As a child I was so sensitive that my heart went out to anyone
and everyone, many, many times a day, not just friends and family
but strangers and even ants. Listening to Judy Garland singing,
with extreme ardour, about the emergencies of love ('The Boy
Next Door'), or of the shaky stoicism that life requires ('Smile'),
or even with a worldly devil-may-care shrug ('Chicago'), I felt
at last I had encountered someone whose feelings ran as high
as my own. This was an enormous relief and from the age of five
or six I regarded her as part of my family - or rather I positioned
myself within hers. I had seen footage of her when she was still
Frances Gumm on stage in white organza with her sisters, aged
four or five and skittish and peachy. I'd also heard her belting
love songs into the faces of her own infant children at packed
halls round the world, and although I did understand it might
have been a little overwhelming, it was a position I would have
been honoured to hold. It all started when I was four and my
mother took me to see The Wizard of Oz at a West End cinema,
with some ceremony, just as her mother had taken her 30 years
before. The strength of feeling, the awkwardness of childhood,
the yearning and the natural optimism which combine perfectly
in that first rendition of 'Somewhere Over the Rainbow' left
me feeling deeply shaken but also somehow understood.
Straightaway Judy's singing seemed to me to sidestep the indignity
of difficult feelings, and rather to capitalise on them and present
them as the best things that life has to offer. Since childhood
I have always entertained a lot of dark thoughts - I put out
a welcome mat for them and offer them a roast dinner - yet Garland
to my small frame seemed to transform the harsher truths of life
into something wonderful, where all feelings, however dark, are
good and true because they're yours. Yet Garland's talent wasn't
limited to expressing the bitter joy of obstacles overcome. It
meant a lot to me that someone whose emotional life seemed so
extreme could also express a genuine ease in her human dealings
as well: graceful, elegant and free. In my lighter moments I
could only agree with sentiments such as: 'Holding hands in the
movie show/ When all the lights are low /May not be new / But
I like it, how about you?'
Garland was a natural comedian and this side of her music appealed
to me hugely. I loved listening to 'Walk up the Avenue' from
Easter Parade, and played it to my daughter when she was taking
her first steps. I once appeared in a school review singing a
duet called 'Friendship' that Garland sang with Johnny Mercer
and I sang with my best friend Alexa Rosewood, where great offers
of mutual service are exchanged, hysterically, between old pals.

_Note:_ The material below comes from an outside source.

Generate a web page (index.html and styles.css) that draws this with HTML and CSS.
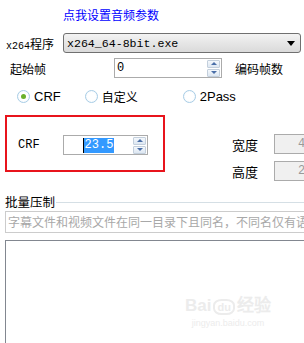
FILE: index.html
```html
<!DOCTYPE html>
<html lang="zh-CN">
<head>
    <meta charset="UTF-8">
    <meta name="viewport" content="width=device-width, initial-scale=1.0">
    <title>x264 压制设置</title>
    <link rel="stylesheet" href="styles.css">
</head>
<body>
    <div class="panel">
        <div class="row link-row">
            <a class="audio-link" href="#">点我设置音频参数</a>
        </div>

        <div class="row exe-row">
            <span class="label exe-label"><span class="mono">x264</span>程序</span>
            <div class="select">
                <span class="select-text">x264_64-8bit.exe</span>
                <span class="arrow"></span>
            </div>
        </div>

        <div class="row frame-row">
            <span class="label start-label">起始帧</span>
            <div class="spin frame-spin">
                <span class="spin-value">0</span>
                <div class="spin-btns">
                    <span class="spin-btn up"></span>
                    <span class="spin-btn down"></span>
                </div>
            </div>
            <span class="label count-label">编码帧数</span>
        </div>

        <div class="row mode-row">
            <label class="radio radio-crf"><span class="dot checked"></span>CRF</label>
            <label class="radio radio-custom"><span class="dot"></span>自定义</label>
            <label class="radio radio-pass"><span class="dot"></span>2Pass</label>
        </div>

        <div class="row crf-row">
            <div class="crf-box">
                <span class="crf-label">CRF</span>
                <div class="spin crf-spin">
                    <span class="spin-value center"><span class="selected">23.5</span></span>
                    <div class="spin-btns">
                        <span class="spin-btn up"></span>
                        <span class="spin-btn down"></span>
                    </div>
                </div>
            </div>
            <div class="size-col">
                <div class="size-row">
                    <span class="size-label">宽度</span>
                    <span class="size-box">4</span>
                </div>
                <div class="size-row">
                    <span class="size-label">高度</span>
                    <span class="size-box">2</span>
                </div>
            </div>
        </div>

        <div class="group-title">
            <span>批量压制</span>
            <span class="group-line"></span>
        </div>

        <div class="hint-input">字幕文件和视频文件在同一目录下且同名，不同名仅有语</div>

        <div class="list-box"></div>

        <div class="watermark">
            <div class="wm-top">Bai<span class="wm-du">du</span>经验</div>
            <div class="wm-url">jingyan.baidu.com</div>
        </div>
    </div>
</body>
</html>
```

FILE: styles.css
```css
* {
    margin: 0;
    padding: 0;
    box-sizing: border-box;
}

body {
    font-family: "Noto Sans CJK SC", "DejaVu Sans", sans-serif;
    font-size: 12px;
    color: #000;
    background: #fff;
    overflow: hidden;
}

.panel {
    position: relative;
    padding-top: 8px;
    width: 304px;
    height: 343px;
    overflow: hidden;
}

.row {
    display: flex;
    align-items: center;
    white-space: nowrap;
}

.row > * {
    flex-shrink: 0;
}

.mono {
    font-family: "Liberation Mono", monospace;
    font-size: 10px;
}

/* top link */
.link-row {
    height: 14px;
    padding-left: 63px;
    line-height: 14px;
}

.audio-link {
    color: #0000ff;
    text-decoration: none;
}

/* x264 exe select */
.exe-row {
    margin-top: 11px;
    height: 20px;
}

.exe-label {
    width: 63px;
    padding-left: 6px;
}

.select {
    width: 238px;
    height: 20px;
    border: 1px solid #707070;
    border-radius: 3px;
    background: linear-gradient(#f3f3f3, #e6e6e6 50%, #dadada);
    display: flex;
    align-items: center;
    padding-left: 3px;
}

.select-text {
    font-family: "Liberation Mono", monospace;
    font-size: 11.6px;
    flex: 1;
}

.arrow {
    width: 0;
    height: 0;
    border-left: 4px solid transparent;
    border-right: 4px solid transparent;
    border-top: 5px solid #000;
    margin-right: 5px;
}

/* start frame */
.frame-row {
    margin-top: 5px;
    height: 20px;
}

.start-label {
    width: 114px;
    padding-left: 10px;
}

.spin {
    height: 20px;
    border: 1px solid #ababab;
    background: #fff;
    display: flex;
    align-items: center;
}

.frame-spin {
    width: 108px;
}

.spin-value {
    flex: 1;
    font-family: "Liberation Mono", monospace;
    font-size: 12px;
    padding-left: 2px;
    display: flex;
}

.spin-value.center {
    justify-content: center;
    padding-left: 0;
}

.selected {
    background: #3399ff;
    color: #fff;
    border-left: 1px solid #000;
    padding: 0 1px;
    line-height: 15px;
}

.spin-btns {
    display: flex;
    flex-direction: column;
    gap: 1px;
    margin-right: 1px;
}

.spin-btn {
    width: 13px;
    height: 8px;
    border: 1px solid #c3cfdc;
    border-radius: 1px;
    background: linear-gradient(#f4f8fc, #dde7f2);
    display: flex;
    justify-content: center;
    align-items: center;
}

.spin-btn::after {
    content: "";
    border-left: 3px solid transparent;
    border-right: 3px solid transparent;
}

.spin-btn.up::after {
    border-bottom: 3px solid #4a6fa8;
}

.spin-btn.down::after {
    border-top: 3px solid #4a6fa8;
}

.count-label {
    margin-left: 13px;
}

/* encoding mode radios */
.mode-row {
    margin-top: 10px;
    height: 16px;
    font-family: "Liberation Sans", Arial, sans-serif;
    font-size: 13px;
}

.radio {
    display: flex;
    align-items: center;
    gap: 4px;
}

.radio-crf {
    margin-left: 17px;
}

.radio-custom {
    margin-left: 24px;
    font-family: "Noto Sans CJK SC", sans-serif;
    font-size: 12px;
}

.radio-pass {
    margin-left: 45px;
}

.dot {
    width: 13px;
    height: 13px;
    border-radius: 50%;
    border: 1px solid #a8cde6;
    background: radial-gradient(circle, #ffffff 50%, #eaf3fa);
    display: flex;
    justify-content: center;
    align-items: center;
}

.dot.checked::after {
    content: "";
    width: 5px;
    height: 5px;
    border-radius: 50%;
    background: #6ab02a;
}

/* CRF box and size */
.crf-row {
    margin-top: 11px;
    align-items: flex-start;
    height: 66px;
}

.crf-box {
    margin-left: 5px;
    width: 160px;
    height: 57px;
    border: 2px solid #e8141c;
    display: flex;
    align-items: flex-start;
    padding-top: 18px;
    padding-left: 11px;
}

.crf-label {
    width: 45px;
    font-family: "Liberation Mono", monospace;
    font-size: 12px;
    line-height: 20px;
}

.crf-spin {
    width: 85px;
}

.size-col {
    margin-left: 67px;
    margin-top: 19px;
    display: flex;
    flex-direction: column;
    gap: 7px;
}

.size-row {
    display: flex;
    align-items: center;
    height: 20px;
}

.size-label {
    width: 42px;
    font-size: 13px;
}

.size-box {
    width: 30px;
    height: 20px;
    border: 1px solid #ababab;
    border-right: none;
    background: #f0f0f0;
    color: #9a9a9a;
    padding-left: 23px;
    line-height: 18px;
    font-family: "Liberation Mono", monospace;
    overflow: hidden;
}

/* batch group */
.group-title {
    margin-top: 14px;
    margin-left: 5px;
    height: 14px;
    display: flex;
    align-items: center;
    font-size: 12.5px;
    line-height: 14px;
}

.group-line {
    flex: 1;
    height: 1px;
    background: #d5dfe5;
    margin-left: 1px;
    margin-top: 1px;
}

.hint-input {
    margin-top: 2px;
    margin-left: 5px;
    width: 299px;
    height: 22px;
    border: 1px solid #cccccc;
    border-right: none;
    color: #a8a8a8;
    padding-left: 2px;
    line-height: 20px;
    white-space: nowrap;
    overflow: hidden;
}

.list-box {
    margin-top: 7px;
    margin-left: 5px;
    width: 320px;
    height: 120px;
    border: 1px solid #828790;
}

/* faint watermark over the list */
.watermark {
    position: absolute;
    left: 185px;
    top: 296px;
    color: #ececec;
    font-family: "Liberation Sans", Arial, sans-serif;
    text-align: center;
}

.wm-top {
    font-size: 17px;
    font-weight: bold;
    line-height: 20px;
}

.wm-du {
    font-size: 11px;
    border: 2px solid #ececec;
    border-radius: 40%;
    padding: 0 2px;
    margin: 0 2px;
}

.wm-url {
    font-size: 9px;
    line-height: 12px;
}
```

My favourite line was: 'If you ever lose your teeth when you're
out to dine/ Borrow mine.' My natural interest extended to the
rest of the family, naturally. I've seen Liza Minnelli three
times at the Albert Hall, each performance a crazy mixture of
heroism, denial and exuberance. I worry about her all the time,
for obvious reasons, and I'd do absolutely anything for her if
she asked. I often listen to Liza singing a song about a woman
who falls in love with a deaf mute with whom she communicates
through newly-learned sign language. Each time I can't quite
believe what I'm hearing. I revisit the soundtrack of Cabaret
regularly too. 'Put down the knitting, the book and the broom',
I'm always telling myself when I've literally lost the plot of
a novel I am writing or am suffering from cabin fever. I also
see Lorna Luft, Garland's middle child, whenever she's in town.
I admire her courage and emotional health. The dark feelings
that plagued me as a child and a teenager have been largely outlawed,
these days, by a sunnier disposition which I've had to impose
on myself. Therefore it feels daring now to enter into the contagious
triumphant disappointment of songs like 'Maybe this Time' (sung
by Liza) or her mother's rendition of 'The Man that Got Away'.
At such moments I indulge in an affectionate nod towards my insaner
former self and even experience a mini-pang for the bad old days.